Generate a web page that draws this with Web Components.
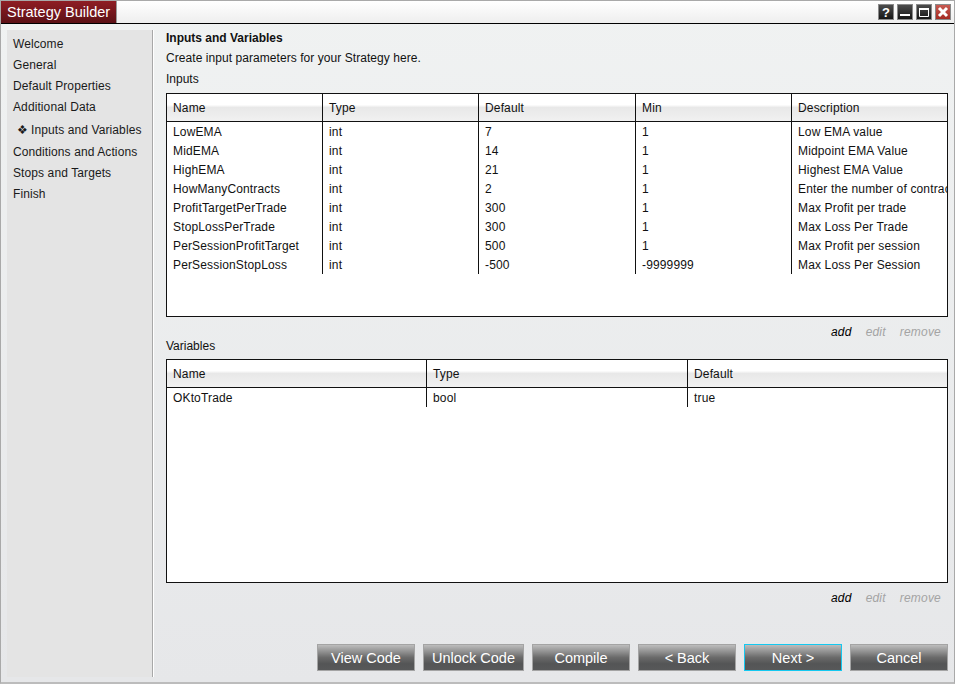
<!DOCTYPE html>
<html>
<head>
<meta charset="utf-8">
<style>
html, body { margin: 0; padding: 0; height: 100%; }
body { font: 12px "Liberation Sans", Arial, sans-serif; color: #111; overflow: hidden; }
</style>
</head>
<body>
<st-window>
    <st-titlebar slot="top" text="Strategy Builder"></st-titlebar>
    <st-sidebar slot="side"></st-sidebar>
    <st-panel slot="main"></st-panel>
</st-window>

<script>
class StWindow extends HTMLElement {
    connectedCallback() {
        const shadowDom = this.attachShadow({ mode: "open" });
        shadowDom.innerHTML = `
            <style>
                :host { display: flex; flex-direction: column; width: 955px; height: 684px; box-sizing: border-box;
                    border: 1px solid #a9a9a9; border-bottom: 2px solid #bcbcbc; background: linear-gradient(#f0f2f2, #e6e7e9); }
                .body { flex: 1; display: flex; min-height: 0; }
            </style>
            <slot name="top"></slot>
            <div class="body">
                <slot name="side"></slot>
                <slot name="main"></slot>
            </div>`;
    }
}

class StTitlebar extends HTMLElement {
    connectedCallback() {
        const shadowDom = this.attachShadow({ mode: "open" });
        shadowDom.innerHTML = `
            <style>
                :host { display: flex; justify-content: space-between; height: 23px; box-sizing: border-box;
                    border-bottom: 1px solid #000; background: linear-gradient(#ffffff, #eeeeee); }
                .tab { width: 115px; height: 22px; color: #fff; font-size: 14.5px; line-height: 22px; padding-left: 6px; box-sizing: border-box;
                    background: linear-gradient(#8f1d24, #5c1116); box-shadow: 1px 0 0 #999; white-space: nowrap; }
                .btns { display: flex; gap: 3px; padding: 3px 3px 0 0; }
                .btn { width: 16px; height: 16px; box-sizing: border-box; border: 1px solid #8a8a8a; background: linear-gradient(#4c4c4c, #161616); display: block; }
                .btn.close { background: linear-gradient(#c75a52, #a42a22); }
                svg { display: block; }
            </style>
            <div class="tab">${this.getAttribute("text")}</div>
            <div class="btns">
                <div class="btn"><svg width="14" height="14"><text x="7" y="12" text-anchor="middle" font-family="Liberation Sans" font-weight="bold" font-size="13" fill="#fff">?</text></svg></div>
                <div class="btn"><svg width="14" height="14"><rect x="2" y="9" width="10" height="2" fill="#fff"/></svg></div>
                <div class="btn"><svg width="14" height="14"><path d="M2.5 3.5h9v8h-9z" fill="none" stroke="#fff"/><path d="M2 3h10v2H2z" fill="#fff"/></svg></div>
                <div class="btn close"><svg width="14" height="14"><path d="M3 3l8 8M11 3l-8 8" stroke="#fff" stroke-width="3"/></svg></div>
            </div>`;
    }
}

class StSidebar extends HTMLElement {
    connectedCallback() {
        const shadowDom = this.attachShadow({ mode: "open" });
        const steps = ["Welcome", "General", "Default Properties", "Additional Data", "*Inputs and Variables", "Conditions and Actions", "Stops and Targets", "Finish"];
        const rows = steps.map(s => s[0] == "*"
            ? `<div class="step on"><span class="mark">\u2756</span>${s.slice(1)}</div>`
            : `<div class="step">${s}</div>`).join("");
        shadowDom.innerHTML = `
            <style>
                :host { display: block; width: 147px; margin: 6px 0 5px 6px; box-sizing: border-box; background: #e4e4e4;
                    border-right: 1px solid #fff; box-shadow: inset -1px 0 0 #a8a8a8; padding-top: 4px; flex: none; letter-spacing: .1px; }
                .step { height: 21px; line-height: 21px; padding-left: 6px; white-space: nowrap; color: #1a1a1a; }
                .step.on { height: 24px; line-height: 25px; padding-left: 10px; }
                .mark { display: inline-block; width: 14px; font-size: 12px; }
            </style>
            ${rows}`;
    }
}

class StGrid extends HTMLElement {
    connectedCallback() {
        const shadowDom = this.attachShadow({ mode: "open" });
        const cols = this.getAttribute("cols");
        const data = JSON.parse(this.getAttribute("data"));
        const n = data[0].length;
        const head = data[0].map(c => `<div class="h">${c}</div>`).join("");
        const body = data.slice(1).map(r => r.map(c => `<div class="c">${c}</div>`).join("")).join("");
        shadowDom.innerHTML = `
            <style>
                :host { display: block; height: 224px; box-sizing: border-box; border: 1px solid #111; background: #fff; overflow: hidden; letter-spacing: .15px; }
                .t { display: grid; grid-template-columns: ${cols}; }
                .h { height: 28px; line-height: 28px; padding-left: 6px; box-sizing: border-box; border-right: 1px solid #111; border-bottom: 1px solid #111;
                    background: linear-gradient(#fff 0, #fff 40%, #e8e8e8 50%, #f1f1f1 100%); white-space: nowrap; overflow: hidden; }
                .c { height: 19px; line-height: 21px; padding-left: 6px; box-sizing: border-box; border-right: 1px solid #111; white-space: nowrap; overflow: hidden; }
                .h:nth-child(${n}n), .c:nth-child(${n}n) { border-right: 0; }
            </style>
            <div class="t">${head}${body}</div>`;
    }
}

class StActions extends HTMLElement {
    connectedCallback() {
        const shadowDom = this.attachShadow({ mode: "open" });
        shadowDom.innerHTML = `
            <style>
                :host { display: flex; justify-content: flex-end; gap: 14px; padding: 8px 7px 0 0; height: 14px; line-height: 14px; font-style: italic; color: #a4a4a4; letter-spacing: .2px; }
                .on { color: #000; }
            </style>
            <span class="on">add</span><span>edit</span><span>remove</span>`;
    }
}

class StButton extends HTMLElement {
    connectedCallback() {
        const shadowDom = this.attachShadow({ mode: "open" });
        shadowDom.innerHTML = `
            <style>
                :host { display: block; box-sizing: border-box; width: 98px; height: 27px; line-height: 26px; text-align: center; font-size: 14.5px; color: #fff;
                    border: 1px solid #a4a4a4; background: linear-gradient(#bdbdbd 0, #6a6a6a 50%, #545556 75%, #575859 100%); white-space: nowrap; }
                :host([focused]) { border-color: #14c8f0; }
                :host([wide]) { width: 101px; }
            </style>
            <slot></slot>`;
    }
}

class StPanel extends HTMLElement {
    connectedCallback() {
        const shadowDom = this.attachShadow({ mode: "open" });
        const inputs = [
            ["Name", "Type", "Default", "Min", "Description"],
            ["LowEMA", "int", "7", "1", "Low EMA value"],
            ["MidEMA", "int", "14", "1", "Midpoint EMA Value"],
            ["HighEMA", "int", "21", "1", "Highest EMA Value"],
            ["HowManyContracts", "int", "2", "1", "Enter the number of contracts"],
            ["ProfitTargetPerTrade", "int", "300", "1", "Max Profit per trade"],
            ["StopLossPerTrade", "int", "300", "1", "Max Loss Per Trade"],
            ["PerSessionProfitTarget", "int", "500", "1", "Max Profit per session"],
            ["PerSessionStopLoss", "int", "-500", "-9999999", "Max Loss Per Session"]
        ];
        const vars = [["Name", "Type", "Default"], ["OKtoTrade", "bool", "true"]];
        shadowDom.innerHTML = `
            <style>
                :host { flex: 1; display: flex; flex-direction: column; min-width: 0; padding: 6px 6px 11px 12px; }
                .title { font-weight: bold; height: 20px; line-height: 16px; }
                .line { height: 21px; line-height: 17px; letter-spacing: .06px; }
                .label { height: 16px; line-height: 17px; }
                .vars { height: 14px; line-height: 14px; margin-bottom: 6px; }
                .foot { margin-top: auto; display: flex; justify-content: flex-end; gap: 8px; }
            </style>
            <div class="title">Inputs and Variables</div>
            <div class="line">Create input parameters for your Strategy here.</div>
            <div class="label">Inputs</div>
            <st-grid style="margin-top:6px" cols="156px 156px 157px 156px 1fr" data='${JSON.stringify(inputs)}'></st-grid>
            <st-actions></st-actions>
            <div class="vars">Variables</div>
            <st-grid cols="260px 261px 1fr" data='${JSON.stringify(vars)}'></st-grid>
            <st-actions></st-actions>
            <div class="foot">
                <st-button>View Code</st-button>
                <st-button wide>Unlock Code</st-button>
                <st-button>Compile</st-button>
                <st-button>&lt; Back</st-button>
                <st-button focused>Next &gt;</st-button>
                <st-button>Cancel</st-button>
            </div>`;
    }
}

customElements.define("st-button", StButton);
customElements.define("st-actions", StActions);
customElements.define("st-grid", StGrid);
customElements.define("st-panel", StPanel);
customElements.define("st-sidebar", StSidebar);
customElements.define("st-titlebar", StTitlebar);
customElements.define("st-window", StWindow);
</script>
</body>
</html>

AIM OF THE TASK ▸
Write down every line from the opening of the listing to the line with "</st-window>", both included, and nothing else; the pictures are omitted.

FULL SOLUTION ▸
Generate a web page that draws this with Web Components.
<!DOCTYPE html>
<html>
<head>
<meta charset="utf-8">
<style>
html, body { margin: 0; padding: 0; height: 100%; }
body { font: 12px "Liberation Sans", Arial, sans-serif; color: #111; overflow: hidden; }
</style>
</head>
<body>
<st-window>
    <st-titlebar slot="top" text="Strategy Builder"></st-titlebar>
    <st-sidebar slot="side"></st-sidebar>
    <st-panel slot="main"></st-panel>
</st-window>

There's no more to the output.